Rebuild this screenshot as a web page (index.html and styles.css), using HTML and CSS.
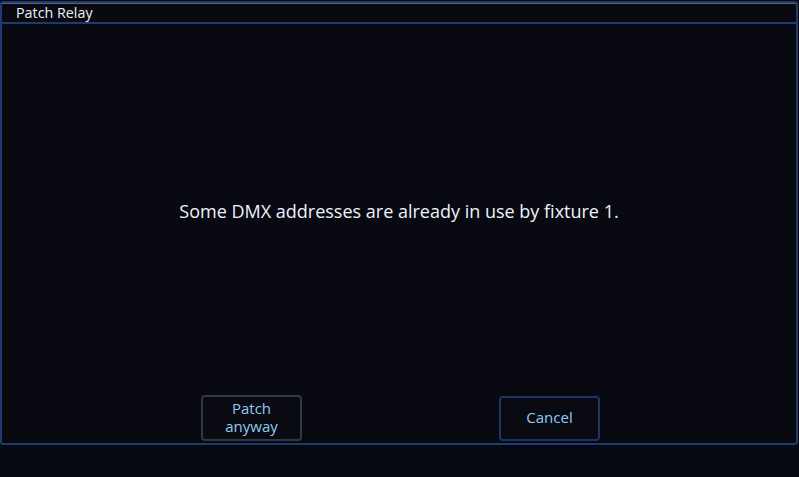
FILE: index.html
```html
<!DOCTYPE html>
<html>
<head>
<meta charset="utf-8">
<link rel="stylesheet" href="styles.css">
</head>
<body>
<div class="dialog">
  <div class="titlebar">Patch Relay</div>
  <div class="content">
    <div class="message">Some DMX addresses are already in use by fixture 1.</div>
    <div class="buttons">
      <div class="btn btn-grey"><span class="line">Patch</span><span class="line">anyway</span></div>
      <div class="btn btn-blue"><span class="line">Cancel</span></div>
    </div>
  </div>
</div>
</body>
</html>
```
FILE: styles.css
```css
html, body {
  margin: 0;
  padding: 0;
  background: #070910;
  width: 799px;
  height: 477px;
  overflow: hidden;
  font-family: "Open Sans", "Noto Sans", sans-serif;
}
.dialog {
  margin-top: 1px;
  width: 794px;
  height: 440px;
  border: 2px solid #1d3b72;
  border-radius: 3px;
  display: flex;
  flex-direction: column;
  background: #080911;
}
.titlebar {
  height: 18px;
  border-top: 1px solid #5b606c;
  border-bottom: 2px solid #1d3b72;
  color: #eef2fa;
  font-size: 14.3px;
  line-height: 18px;
  padding-left: 14px;
}
.content {
  flex: 1;
  display: flex;
  flex-direction: column;
}
.message {
  flex: 1;
  display: flex;
  align-items: center;
  justify-content: center;
  color: #eef3fb;
  font-size: 18px;
  padding-top: 2px;
}
.buttons {
  display: flex;
  height: 46px;
  margin-bottom: 2px;
  padding-left: 199px;
  gap: 197px;
}
.btn {
  width: 97px;
  border-radius: 4px;
  display: flex;
  flex-direction: column;
  align-items: center;
  justify-content: center;
  text-align: center;
  color: #8fcaf2;
  font-size: 15px;
  background: #0a0b12;
  box-sizing: content-box;
}
.line {
  display: block;
  line-height: 18px;
  height: 18px;
}
.btn-grey {
  border: 2px solid #34373f;
  height: 40px;
  padding-bottom: 2px;
}
.btn-blue {
  border: 2px solid #1b3566;
  margin-top: 1px;
  height: 38px;
  padding-bottom: 3px;
}
```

WORK REQUIRED:
Count how many lines of the material hold the string "index". Give the number and nothing more.

WRITTEN RESPONSE:
2